Living in Community in Very Difficult Times
Dear campus community,
I write to you within the context of these very challenging times to provide recourse and resources for your well-being and to recall our stewardship of our community and of each other. I write especially to Grinnell students, wanting you to know how very much your faculty and staff care about you, as they live in these times with you. Below are four core practices for our important work ahead as a community.
Look out for each other. The challenges before us call on us more than ever to safeguard our community: to look out for one another, to care for one another, to center the dignity and well-being of each and every person at Grinnell. We must build and maintain a sense of safety for each other, with support from the College that answers specific needs. A range of campus partners are here for you, from Student Health and Wellness and Campus Safety to the Division of Student Affairs, the Office of Diversity, Equity, and Inclusion and beyond. Think both of what you need for your sense of safety and of what you can do to build a sense of safety for others.
Be aware of discrimination and report harassment. College and university campuses have been the sites of growing antisemitic and Islamophobic harassment. The College denounces antisemitism and islamophobia and we – all of us – are the College.
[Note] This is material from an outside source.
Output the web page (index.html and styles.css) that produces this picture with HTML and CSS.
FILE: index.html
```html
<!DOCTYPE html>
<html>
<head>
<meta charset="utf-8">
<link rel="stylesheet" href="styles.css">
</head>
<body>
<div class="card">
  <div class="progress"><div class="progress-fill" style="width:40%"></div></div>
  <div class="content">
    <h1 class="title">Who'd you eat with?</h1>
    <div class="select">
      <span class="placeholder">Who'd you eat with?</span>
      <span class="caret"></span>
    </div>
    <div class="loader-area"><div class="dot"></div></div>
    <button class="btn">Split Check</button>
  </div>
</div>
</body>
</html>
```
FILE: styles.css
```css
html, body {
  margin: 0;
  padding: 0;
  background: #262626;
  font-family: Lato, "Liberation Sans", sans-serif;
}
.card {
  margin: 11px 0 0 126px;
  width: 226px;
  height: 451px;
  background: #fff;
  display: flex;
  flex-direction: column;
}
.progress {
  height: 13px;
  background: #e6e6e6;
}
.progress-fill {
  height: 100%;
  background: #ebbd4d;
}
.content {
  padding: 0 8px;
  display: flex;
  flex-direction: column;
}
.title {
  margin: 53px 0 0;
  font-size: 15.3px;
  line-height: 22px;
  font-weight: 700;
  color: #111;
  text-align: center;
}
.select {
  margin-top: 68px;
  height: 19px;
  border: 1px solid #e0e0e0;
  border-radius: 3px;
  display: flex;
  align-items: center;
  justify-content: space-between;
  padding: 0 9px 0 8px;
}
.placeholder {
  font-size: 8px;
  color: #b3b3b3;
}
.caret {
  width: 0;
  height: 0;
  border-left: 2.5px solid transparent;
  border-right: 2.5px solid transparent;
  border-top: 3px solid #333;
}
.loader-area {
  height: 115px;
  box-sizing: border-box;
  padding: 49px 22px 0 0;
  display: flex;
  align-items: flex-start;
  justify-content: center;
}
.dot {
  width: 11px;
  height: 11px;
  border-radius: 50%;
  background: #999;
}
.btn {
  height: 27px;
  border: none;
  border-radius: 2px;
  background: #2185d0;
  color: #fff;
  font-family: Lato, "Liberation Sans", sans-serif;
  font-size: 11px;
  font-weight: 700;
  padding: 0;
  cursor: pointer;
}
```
As an interconnected community we can – and must – respond to such and any harassment or discrimination. We must be aware of and denounce antisemitism and islamophobia and harassment of members of our community. Our collective responsibility and accountability to one another depend on anyone who witnesses or experiences antisemitic or islamophobic or otherwise discriminatory or harassing behavior to make a report through our BIRT process. A BIRT report may be made anonymously, or you may choose for someone to contact you. Please look through a BIRT report form to familiarize yourselves with this recourse.
Reach out. I am so very grateful to the staff and faculty who gathered many of us in community on Monday afternoon for a vigil for lives lost in Israel and Gaza. Music, poetry, and words of remembrance created a space for mourning and processing. These spaces matter very much to the needed respite that can sustain us. Reach out to your friends, to your mentors, to whomever replenishes you. Spend time on self-reflection or in reflection with others to take care of yourself. Know that there are dozens of resources and multiple campus partners who are at the ready to support you, to be a resource to you, and to champion you.
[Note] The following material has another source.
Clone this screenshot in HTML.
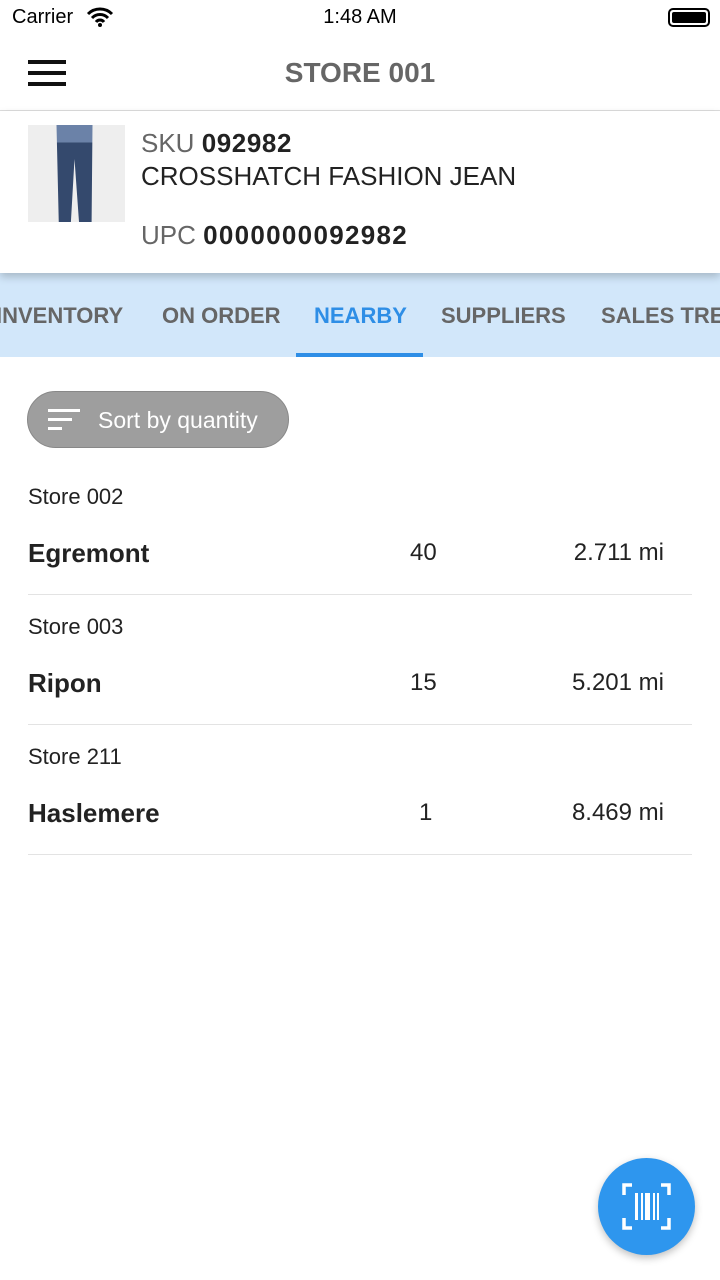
<!DOCTYPE html><html><head><meta charset="utf-8"><style>
*{margin:0;padding:0;box-sizing:border-box}
body{width:720px;height:1280px;overflow:hidden;background:#fff;font-family:"Liberation Sans",sans-serif;position:relative}
.abs{position:absolute}
</style></head><body>
<div class="abs" style="left:12px;top:6px;font-size:20px;color:#000">Carrier</div>
<svg class="abs" style="left:86px;top:6px" width="28" height="22" viewBox="0 0 28 22"><path d="M2 8a17 17 0 0 1 24 0M6 12a11 11 0 0 1 16 0M10 16a5 5 0 0 1 8 0" stroke="#000" stroke-width="3" fill="none"/><circle cx="14" cy="19" r="2" fill="#000"/></svg>
<div class="abs" style="left:0;width:720px;text-align:center;top:6px;font-size:20px;color:#000">1:48 AM</div>
<div class="abs" style="left:668px;top:8px;width:42px;height:19px;border:2px solid #000;border-radius:5px;padding:2px"><div style="width:100%;height:100%;background:#000;border-radius:2px"></div></div>
<div class="abs" style="left:28px;top:60px;width:38px;height:4px;background:#111;box-shadow:0 11px 0 #111,0 22px 0 #111"></div>
<div class="abs" style="left:0;width:720px;text-align:center;top:57px;font-size:28px;font-weight:bold;color:#666">STORE 001</div>
<div class="abs" style="left:0;top:110px;width:720px;height:1px;background:#ddd"></div>
<div class="abs" style="left:0;top:111px;width:720px;height:162px;background:#fff;box-shadow:0 4px 8px rgba(0,0,0,.2);z-index:2">
<div class="abs" style="left:28px;top:14px;width:97px;height:97px;background:#eee"><div class="abs" style="left:24px;top:0;width:45px;height:97px;background:linear-gradient(#6b82a8 0 18%,#34496d 18%);clip-path:polygon(10% 0,90% 0,88% 100%,60% 100%,50% 35%,42% 100%,15% 100%)"></div></div>
<div class="abs" style="left:141px;top:17px;font-size:26px;color:#666">SKU <b style="color:#222;letter-spacing:.6px">092982</b></div>
<div class="abs" style="left:141px;top:50px;font-size:26px;color:#222">CROSSHATCH FASHION JEAN</div>
<div class="abs" style="left:141px;top:109px;font-size:26px;color:#666">UPC <b style="color:#222;letter-spacing:1.3px">0000000092982</b></div>
</div>
<div class="abs" style="left:0;top:273px;width:720px;height:84px;background:#d2e7fa;font-size:22px;font-weight:bold;color:#666;overflow:hidden">
<div class="abs" style="left:-4px;top:30px">INVENTORY</div>
<div class="abs" style="left:162px;top:30px">ON ORDER</div>
<div class="abs" style="left:314px;top:30px;color:#2e8ee6">NEARBY</div>
<div class="abs" style="left:441px;top:30px">SUPPLIERS</div>
<div class="abs" style="left:601px;top:30px;white-space:nowrap">SALES TREND</div>
<div class="abs" style="left:296px;top:80px;width:127px;height:4px;background:#2e8ee6"></div>
</div>
<div class="abs" style="left:27px;top:391px;width:262px;height:57px;border-radius:29px;background:#9e9e9e;border:1px solid #888">
<div class="abs" style="left:20px;top:17px;width:32px;height:3px;background:#fff"></div>
<div class="abs" style="left:20px;top:26px;width:24px;height:3px;background:#fff"></div>
<div class="abs" style="left:20px;top:35px;width:14px;height:3px;background:#fff"></div>
<div class="abs" style="left:70px;top:15px;font-size:23px;color:#fff">Sort by quantity</div>
</div>
<div class="abs" style="left:28px;top:484px;width:664px">
<div style="height:111px;border-bottom:1px solid #e3e3e3;position:relative"><div class="abs" style="top:0;font-size:22px;color:#222">Store 002</div><div class="abs" style="top:54px;font-size:26px;font-weight:bold;color:#222">Egremont</div><div class="abs" style="top:55px;left:382px;font-size:24px;color:#222">40</div><div class="abs" style="top:55px;right:28px;font-size:24px;color:#222">2.711 mi</div></div>
<div style="height:130px;border-bottom:1px solid #e3e3e3;position:relative"><div class="abs" style="top:19px;font-size:22px;color:#222">Store 003</div><div class="abs" style="top:73px;font-size:26px;font-weight:bold;color:#222">Ripon</div><div class="abs" style="top:74px;left:382px;font-size:24px;color:#222">15</div><div class="abs" style="top:74px;right:28px;font-size:24px;color:#222">5.201 mi</div></div>
<div style="height:130px;border-bottom:1px solid #e3e3e3;position:relative"><div class="abs" style="top:19px;font-size:22px;color:#222">Store 211</div><div class="abs" style="top:73px;font-size:26px;font-weight:bold;color:#222">Haslemere</div><div class="abs" style="top:74px;left:391px;font-size:24px;color:#222">1</div><div class="abs" style="top:74px;right:28px;font-size:24px;color:#222">8.469 mi</div></div>
</div>
<div class="abs" style="left:598px;top:1158px;width:97px;height:97px;border-radius:50%;background:#2e96ee;box-shadow:0 3px 8px rgba(0,0,0,.25)">
<svg class="abs" style="left:24px;top:25px" width="49" height="47" viewBox="0 0 49 47"><path d="M2 12V2h8M39 2h8v10M47 35v10h-8M10 45H2V35" stroke="#fff" stroke-width="3.5" fill="none"/><rect x="13" y="10" width="3" height="27" fill="#fff"/><rect x="19" y="10" width="2" height="27" fill="#fff"/><rect x="23" y="10" width="5" height="27" fill="#fff"/><rect x="31" y="10" width="2" height="27" fill="#fff"/><rect x="35" y="10" width="2" height="27" fill="#fff"/></svg>
</div>
</body></html>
Learn more. There are multiple sources of information about the Israel-Gaza war. Consider these sources; discuss them with trusted mentors; question and corroborate them. The tragedy of the war in Israel-Gaza is compounded by layers of history and inter-generational trauma. Before you use slogans or phrases, learn their history and think of their impact on others in our community; some create associations that are harmful and frightening. The complexity and grief of this war call for further education and we will need to bring more resources to bear to our shared understanding of what is happening in this war and of its impact on community members here in Grinnell.
We are here, now, at Grinnell College – all of us doing the very best we can to comprehend world events and to contribute to relief from suffering, and to the hope for peace. That vital work begins among us and radiates outwards.